R. No hubo un consenso nacional sobre lo que se debía hacer, como ocurrió en España. El franquismo era un cáncer de cuarenta años que extirparon a través de fórmulas de consenso que incluyeron a los exilados. En Argentina los crímenes eran demasiado frescos y demasiado gruesos. Franco daba la cara con el garrote vivo, pero los canallas de los dictadores argentinos ocultaban las desapariciones y el secuestro de niños.
P. Acaso parte del problema sea la herencia peronista.
R. El peronismo ha terminado por impregnar Argentina de una dosis de autoritarismo muy fuerte, de populismo y demagogia, y de corporativismo propicio a la corrupción. Creo que, aunque dentro del peronismo hay figuras respetables y valiosas que no encajan dentro de la definición, se trata de un fenómeno que ha hecho daño al país y ha engendrado una educación autoritaria de la cual no logramos salir. La demagogia es otro componente. Un ejemplo: en este momento la primera dama argentina, sin duda bien intencionada, está de visita en Washington para conmover el corazón del Fondo Monetario Internacional. Imagínese, como si el Fondo tuviera corazón. ¡Lo que tienen es una puerta blindada!
P. Antes hablábamos del nivel cultural del país. En la novela aparece un periódico, el que dirige Camargo, que funciona muy bien.
R. Los periódicos argentinos son muy buenos.
P. Por eso. No entiendo cómo encaja una sociedad globalmente educada, crítica e informada, con la crisis permanente del país.
R. En 1930, Juan Domingo Perón imaginó el país como un cuartel. Esa idea, y la alternancia de gobiernos civiles débiles y dictaduras militares fuertes, se acentúan hasta Menem, que instala la frivolidad como forma de gobierno. Y en Argentina, un país muy presidencialista, el presidente impregna al conjunto de la sociedad. Los primeros actos de Menem fueron ejemplares: admitió como regalo un Ferrari y se lanzó a 200 por hora por una ruta mortal; mandó comprar un avión presidencial con peluquería incorporada...
P. En Argentina no falta materia ni a periodistas ni a escritores. Muchas veces, ambos oficios son ejercidos por la misma persona.
R. Ése es un fenómeno muy latinoamericano. Sucede que en América Latina, las nacionalidades fueron creadas por letrados que servían como guías de la sociedad. En el caso de Argentina, la construcción del país se debe a Alberdi, Mitre, Sarmiento, Avellaneda, todos ellos grandes escritores. Lo mismo en Brasil, con Euclides Acuña o Machado de Asís. Y la misma función cumple hoy ejemplarmente Gabriel García Márquez.
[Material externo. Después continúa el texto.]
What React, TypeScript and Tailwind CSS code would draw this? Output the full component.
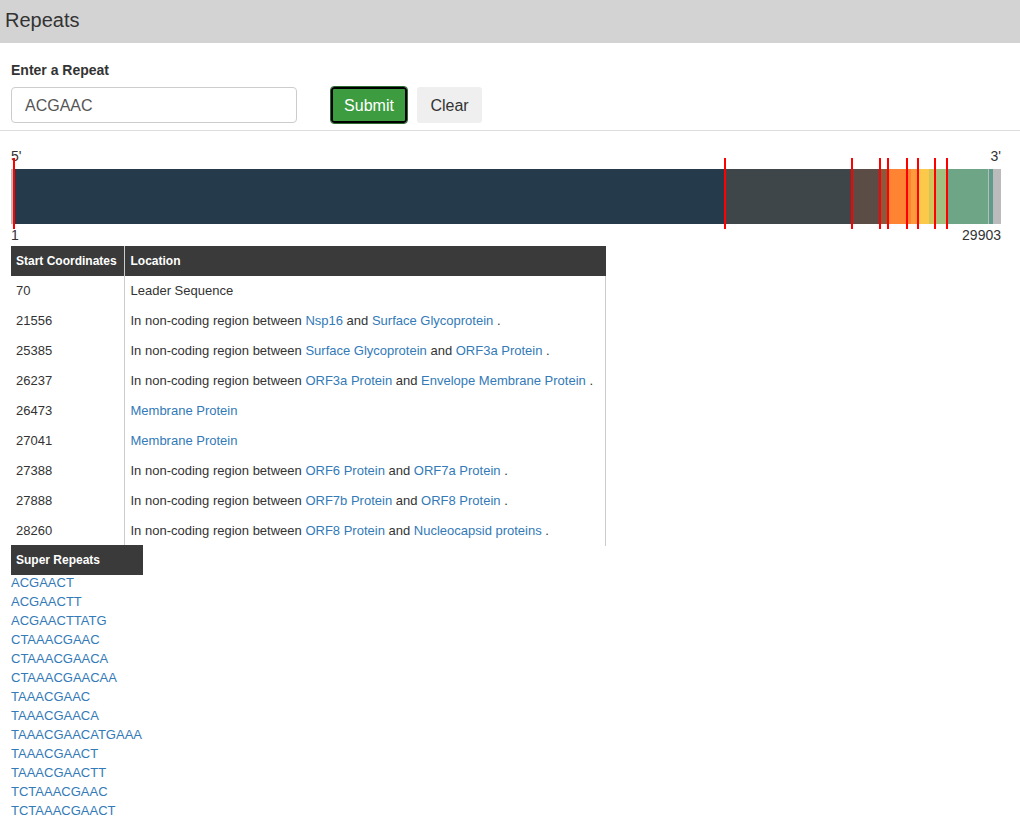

Y Mario Vargas Llosa se presenta a las elecciones en Perú. Y Carlos Fuentes es la voz más escuchada en los Estados Unidos como vocero de los intereses latinoamericanos... No hay prácticamente ningún escritor de importancia superlativa en América Latina que no haya sido a la vez periodista. Borges, Neruda, Vallejo, Octavio Paz, todos escribieron en los periódicos, a veces como profesionales.
P. Usted tuvo un gran éxito como periodista.
R. Cuando mi primera novela, Sagrado, en 1969, a mí me iba muy bien como periodista. Era jefe de redacción de una revista llamada Primera Plana. Intenté escribir la novela de modo que borrara mi oficio completamente, como si yo no fuera periodista. Al separar las aguas, Sagrado resultó un fracaso. Ser periodista, como ser mozo de bar o camionero, te pone en contacto con la gente y te revitaliza. El periodismo tiene un problema para el escritor, el de la urgencia. Pero yo nunca he escrito nada que no quisiera escribir, me las arreglé para conseguirlo. Sólo dos veces tuve problemas. En la primera se trataba del asesinato de un cura por la Triple A en Argentina, en 1974, un cura que había sido un entrañable amigo mío. El director del periódico, Jacobo Timermann, me pidió que escribiera la crónica. Iba por la mitad cuando sentí que no podía. Le pedí a un compañero que siguiera. La otra vez fue un blanco total. Se estrenaba una película argentina importante y alguien cometió la torpeza de decirme, mientras escribía (fui crítico de cine como Camargo), que el cineasta y su equipo estaban en un restaurante esperando para comprar el periódico y leer mi reseña. Vi al lector por primera vez, sentí el peso de la responsabilidad, y a duras penas logré acabar el artículo.